The idea that Kenya is made up of 42(+) tribes allows these two political uses of ethnicity to persist without blowing up. While almost every Kenyan can tell you this is the number, almost no Kenyan will tell you where the list is kept, who is on it, how it is controlled or how it is used. The number shapes people’s sense of belonging, entitlement, and right and wrong action, but in ways that tend to be more assumed than acknowledged. The imagination of the 42(+) is roughly factual and fairly normative. People intuit there must be a list somewhere but typically have no hard knowledge of where. Most have a firm conviction that those 42-ish ethnicities are rightly and proudly Kenyan, but no rigid sense of who they might be. The existence of a list, but a cultivated vagueness about its nature and content, allows for Kenyans to make sense of who is who without having to be too strict about it.
But the facts are this: the only time in official Kenyan government history that a list of 42 tribes has been curated is the 1969 census, the first after independence. Ethnicity is not recorded on voter rolls or ID cards, nor is there any list in the Kenya gazette (the official record of parliamentary proceedings). The census is the only place any such list exists. Between 1948 and 2019, eight census have been conducted and no others have used that list of 42: They have varied between about 38, up to more than 120, with precisely 150 different ethnic groups being named in one census or another. Ethnic population figures haven’t been reported at any level lower than national since 1989. Nobody really knows how one gets the Kenya Bureau of Statistics to include, exclude or change a particular ethnic category, or to move it between “main” and “sub” tribe. The whole thing is a bit of a mystery. Which is part of the reason “42” still travels in the social imagination the way it does.
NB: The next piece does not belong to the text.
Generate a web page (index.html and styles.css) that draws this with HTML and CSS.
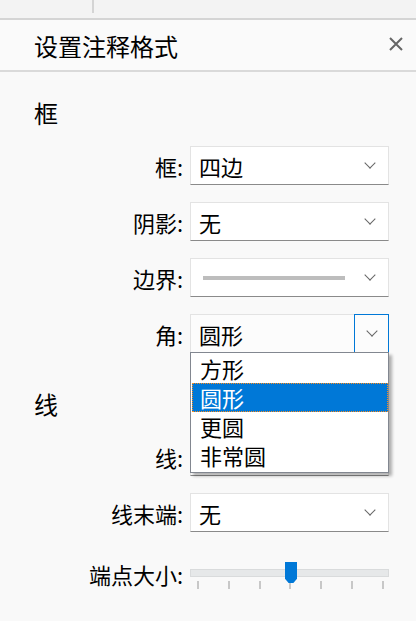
FILE: index.html
```html
<!DOCTYPE html>
<html lang="zh">
<head>
<meta charset="utf-8">
<link rel="stylesheet" href="styles.css">
</head>
<body>
<div class="topstrip"><div class="tabcell"></div></div>
<div class="header">
  <div class="title">设置注释格式</div>
  <svg class="close" width="14" height="14" viewBox="0 0 14 14"><path d="M1 1 L13 13 M13 1 L1 13" stroke="#666" stroke-width="2" fill="none"/></svg>
</div>
<div class="content">
  <div class="section-title">框</div>
  <div class="rows">
    <div class="row"><div class="label">框:</div><div class="select"><span class="val">四边</span><span class="chev"></span></div></div>
    <div class="row"><div class="label">阴影:</div><div class="select"><span class="val">无</span><span class="chev"></span></div></div>
    <div class="row"><div class="label">边界:</div><div class="select"><span class="linebar"></span><span class="chev"></span></div></div>
    <div class="row"><div class="label">角:</div>
      <div class="select open"><span class="val">圆形</span><span class="btn"><span class="chev"></span></span>
        <div class="dropdown">
          <div class="item">方形</div>
          <div class="item sel">圆形</div>
          <div class="item">更圆</div>
          <div class="item">非常圆</div>
        </div>
      </div>
    </div>
  </div>
  <div class="section-title second">线</div>
  <div class="rows">
    <div class="row"><div class="label">线:</div><div class="select"><span class="val"></span><span class="chev"></span></div></div>
    <div class="row"><div class="label">线末端:</div><div class="select"><span class="val">无</span><span class="chev"></span></div></div>
    <div class="row slider-row"><div class="label">端点大小:</div>
      <div class="slider">
        <div class="track"></div>
        <div class="thumb"></div>
        <div class="ticks"><i></i><i></i><i></i><i></i><i></i><i></i><i></i></div>
      </div>
    </div>
  </div>
</div>
</body>
</html>
```
FILE: styles.css
```css
html, body { margin: 0; padding: 0; }
body {
  width: 416px;
  height: 621px;
  overflow: hidden;
  background: #f9f9f9;
  font-family: "Noto Sans CJK SC", "Noto Sans", sans-serif;
  color: #000;
}
.topstrip {
  height: 18px;
  background: #f3f3f3;
  border-bottom: 2px solid #d4d4d4;
  display: flex;
}
.tabcell {
  width: 92px;
  height: 13px;
  border-right: 2px solid #d4d4d4;
}
.header {
  height: 50px;
  border-bottom: 2px solid #dadada;
  display: flex;
  align-items: center;
  justify-content: space-between;
  padding: 0 13px 0 34px;
  background: #fafafa;
}
.title {
  font-size: 24px;
  line-height: 32px;
  margin-top: 1px;
}
.close { display: block; margin-top: -2px; }
.content {
  padding-top: 25px;
}
.section-title {
  font-size: 24px;
  line-height: 32px;
  padding-left: 34px;
  margin-bottom: 17px;
}
.section-title.second { margin-top: 35px; }
.rows {
  display: flex;
  flex-direction: column;
  gap: 17px;
}
.row {
  display: grid;
  grid-template-columns: 183px 199px;
  column-gap: 7px;
  align-items: center;
  height: 39px;
}
.label {
  text-align: right;
  font-size: 22px;
  line-height: 30px;
}
.select {
  position: relative;
  height: 39px;
  box-sizing: border-box;
  background: #fff;
  border: 1px solid #e3e3e3;
  border-bottom: 1px solid #8a8a8a;
  display: flex;
  align-items: center;
  padding-left: 8px;
}
.val {
  flex: 1;
  font-size: 22px;
  line-height: 30px;
}
.chev {
  width: 7px;
  height: 7px;
  border-right: 1px solid #666;
  border-bottom: 1px solid #666;
  transform: rotate(45deg);
  margin: -5px 14px 0 0;
}
.linebar {
  flex: 1;
  height: 4px;
  background: #bdbdbd;
  margin: 0 21px 0 4px;
}
.select.open {
  background: #fcfcfc;
  border-bottom-color: #e3e3e3;
}
.btn {
  align-self: stretch;
  width: 35px;
  margin: -1px -1px -1px 0;
  border: 1px solid #0078d7;
  box-sizing: border-box;
  display: flex;
  align-items: center;
  justify-content: center;
}
.btn .chev { margin: -5px 0 0 0; }
.dropdown {
  position: absolute;
  left: -1px;
  top: 37px;
  width: 199px;
  box-sizing: border-box;
  background: #fff;
  border: 1px solid #828790;
  padding: 1px 0 2px 1px;
  box-shadow: 3px 3px 3px rgba(0,0,0,0.3);
  z-index: 5;
}
.item {
  height: 29px;
  box-sizing: border-box;
  font-size: 22px;
  line-height: 27px;
  padding-left: 7px;
  border: 1px solid transparent;
}
.item.sel {
  background: #0078d7;
  color: #fff;
  border: 1px dotted #ff8c1a;
}
.slider-row {
  height: 40px;
  align-items: end;
}
.slider {
  position: relative;
  height: 40px;
}
.track {
  margin-top: 20px;
  height: 8px;
  box-sizing: border-box;
  background: #e6e8e9;
  border: 1px solid #d9dbdc;
}
.thumb {
  position: absolute;
  left: 95px;
  top: 13px;
  width: 12px;
  height: 21px;
  background: #0078d7;
  clip-path: polygon(0 0, 100% 0, 100% 80%, 70% 100%, 30% 100%, 0 80%);
}
.ticks {
  display: flex;
  justify-content: space-between;
  padding: 0 5px 0 7px;
  margin-top: 4px;
}
.ticks i {
  display: block;
  width: 2px;
  height: 8px;
  background: #c8c8c8;
}
```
Does it matter that the official census remains vague and non-transparent? Yes and no.
On the one hand, it obviously does matter. We don’t really know anything, officially, about how ethnic census data gets used. Is the Independent Electoral and Boundaries Commission using it to redraw electoral constituency boundaries? Are counties using it to determine distribution of development resources, either to minorities and marginalized groups or—more worryingly—to dominant ethnic groups? Is it being used by the civil service in its annual evaluation of the distribution of civil service jobs at county level or below? Without knowing the answer to these and numerous other similar questions, it’s difficult to know how democratic or otherwise the use of this data is, and therefore to develop an informed view on whether or not it’s a good idea to classify people by ethnicity in this way.
On the other hand, perhaps it doesn’t matter. Perhaps the lack of precision is how the postcolonial state deals with the colonial legacy of ethnic politics. The codification and formal territorialization of ethnicity is a colonial construct. The first practices of ethnic classification and enumeration were directly associated with colonial projects of labor and tax extraction and control. The postcolonial state has persisted with this use of codified ethnicity. That ethnicity is vital data is treated as self-evident today as much as it was in the first colonial census. The word “tribe” was only changed to “ethnic group” in the report that came out last year on the 2019 census. Every questionnaire and report prior to that used “tribe” or the Swahili “kabila,” unquestioned. The problematic competitive and exclusionary assumptions about and uses of ethnic classifications and demographic data are deeply resonant with colonial control and extraction.
But that is not their only use. In postcolonial times, ethnicity and its codification also afford a sense of inclusion. When people get recognized and counted they feel they are part of the diverse fabric that makes up the Kenyan nation. And indeed they are.
In other words, the vagueness around who is and isn’t a “tribe of Kenya” is a double-edged sword. The persistence of ethnic classification and counting can be pernicious. Ethnic demographic dominance—whether real, imagined, claimed, or perceived—has a sordid history in Kenya. But given the impossible task of forming a nation built on codified and territorialized ethnicity, perhaps approaching ongoing codification through vagueness is not an altogether bad way of coping. Especially if, as in 2009 and 2019, the number expands further and further and it becomes more and more accepted that who is Kenyan is ever-shifting terrain.